<<<<

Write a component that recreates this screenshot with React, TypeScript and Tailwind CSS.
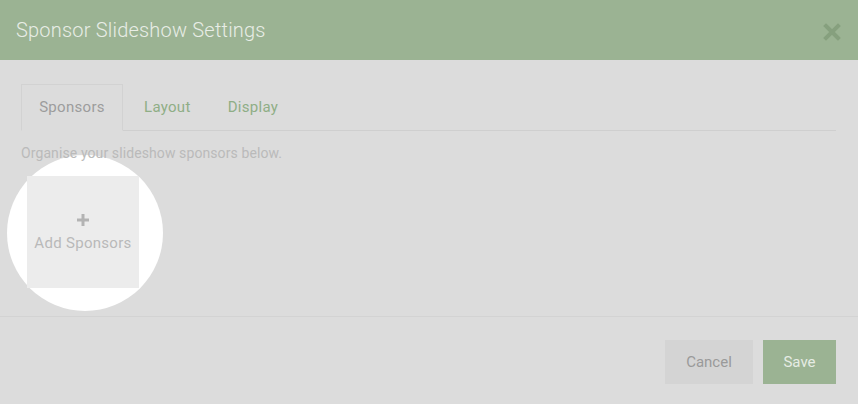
export default function App() {
  return (
    <div className="w-[858px] h-[404px] bg-[#dcdcdc] overflow-hidden flex flex-col font-['Roboto',_sans-serif]">
      {/* header */}
      <div className="h-[60px] shrink-0 bg-[#9bb393] flex items-center justify-between pl-4 pr-[17px]">
        <h1 className="text-[20px] font-light text-[#e8ede6] tracking-[0.2px]">Sponsor Slideshow Settings</h1>
        <svg width="18" height="18" viewBox="0 0 18 18" className="mt-[4px]">
          <path d="M3 3 L15 15 M15 3 L3 15" stroke="#86a07e" strokeWidth="4" strokeLinecap="square" />
        </svg>
      </div>

      {/* body */}
      <div className="h-[256px] shrink-0 pl-[21px] pr-[22px] pt-[24px]">
        <div className="flex border-b border-[#cfcfcf] h-[47px]">
          <div className="w-[102px] h-[47px] -mb-px border border-[#d2d2d2] border-b-[#dcdcdc] bg-[#dcdcdc] flex items-center justify-center text-[15px] tracking-[0.3px] text-[#9c9c9c]">
            Sponsors
          </div>
          <div className="pl-[21px] pr-[19px] flex items-center text-[15px] tracking-[0.3px] text-[#8fae86]">Layout</div>
          <div className="px-[18px] flex items-center text-[15px] tracking-[0.3px] text-[#8fae86]">Display</div>
        </div>

        <p className="relative z-10 mt-[12px] text-[14px] leading-[20px] tracking-[0.1px] text-[#bababa]">
          Organise your slideshow sponsors below.
        </p>

        <div className="relative mt-[13px] ml-[6px] w-[112px] h-[112px]">
          <div className="absolute -left-[20px] -top-[21px] w-[156px] h-[156px] rounded-full bg-white" />
          <div className="relative w-[112px] h-[112px] bg-[#ececec] flex flex-col items-center pt-[37px]">
            <svg width="14" height="14" viewBox="0 0 14 14">
              <path d="M7 1 V13 M1 7 H13" stroke="#b3b3b3" strokeWidth="3" />
            </svg>
            <span className="mt-[6px] text-[15px] leading-[20px] tracking-[0.3px] text-[#b9b9b9]">Add Sponsors</span>
          </div>
        </div>
      </div>

      {/* footer */}
      <div className="flex-1 border-t border-[#d3d3d3] flex justify-end items-start gap-[10px] pt-[23px] pr-[22px]">
        <button className="w-[88px] h-[44px] bg-[#d4d4d4] text-[15px] text-[#9a9a9a]">Cancel</button>
        <button className="w-[73px] h-[44px] bg-[#9bb393] text-[15px] text-[#e6ece4]">Save</button>
      </div>
    </div>
  );
}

>>>>

→ **YOUR TASK**:
Repeat the data above exactly, but not the pictures.

→ **SOLUTION TO THE EXERCISE**:
Write a component that recreates this screenshot with React, TypeScript and Tailwind CSS.
export default function App() {
  return (
    <div className="w-[858px] h-[404px] bg-[#dcdcdc] overflow-hidden flex flex-col font-['Roboto',_sans-serif]">
      {/* header */}
      <div className="h-[60px] shrink-0 bg-[#9bb393] flex items-center justify-between pl-4 pr-[17px]">
        <h1 className="text-[20px] font-light text-[#e8ede6] tracking-[0.2px]">Sponsor Slideshow Settings</h1>
        <svg width="18" height="18" viewBox="0 0 18 18" className="mt-[4px]">
          <path d="M3 3 L15 15 M15 3 L3 15" stroke="#86a07e" strokeWidth="4" strokeLinecap="square" />
        </svg>
      </div>

      {/* body */}
      <div className="h-[256px] shrink-0 pl-[21px] pr-[22px] pt-[24px]">
        <div className="flex border-b border-[#cfcfcf] h-[47px]">
          <div className="w-[102px] h-[47px] -mb-px border border-[#d2d2d2] border-b-[#dcdcdc] bg-[#dcdcdc] flex items-center justify-center text-[15px] tracking-[0.3px] text-[#9c9c9c]">
            Sponsors
          </div>
          <div className="pl-[21px] pr-[19px] flex items-center text-[15px] tracking-[0.3px] text-[#8fae86]">Layout</div>
          <div className="px-[18px] flex items-center text-[15px] tracking-[0.3px] text-[#8fae86]">Display</div>
        </div>

        <p className="relative z-10 mt-[12px] text-[14px] leading-[20px] tracking-[0.1px] text-[#bababa]">
          Organise your slideshow sponsors below.
        </p>

        <div className="relative mt-[13px] ml-[6px] w-[112px] h-[112px]">
          <div className="absolute -left-[20px] -top-[21px] w-[156px] h-[156px] rounded-full bg-white" />
          <div className="relative w-[112px] h-[112px] bg-[#ececec] flex flex-col items-center pt-[37px]">
            <svg width="14" height="14" viewBox="0 0 14 14">
              <path d="M7 1 V13 M1 7 H13" stroke="#b3b3b3" strokeWidth="3" />
            </svg>
            <span className="mt-[6px] text-[15px] leading-[20px] tracking-[0.3px] text-[#b9b9b9]">Add Sponsors</span>
          </div>
        </div>
      </div>

      {/* footer */}
      <div className="flex-1 border-t border-[#d3d3d3] flex justify-end items-start gap-[10px] pt-[23px] pr-[22px]">
        <button className="w-[88px] h-[44px] bg-[#d4d4d4] text-[15px] text-[#9a9a9a]">Cancel</button>
        <button className="w-[73px] h-[44px] bg-[#9bb393] text-[15px] text-[#e6ece4]">Save</button>
      </div>
    </div>
  );
}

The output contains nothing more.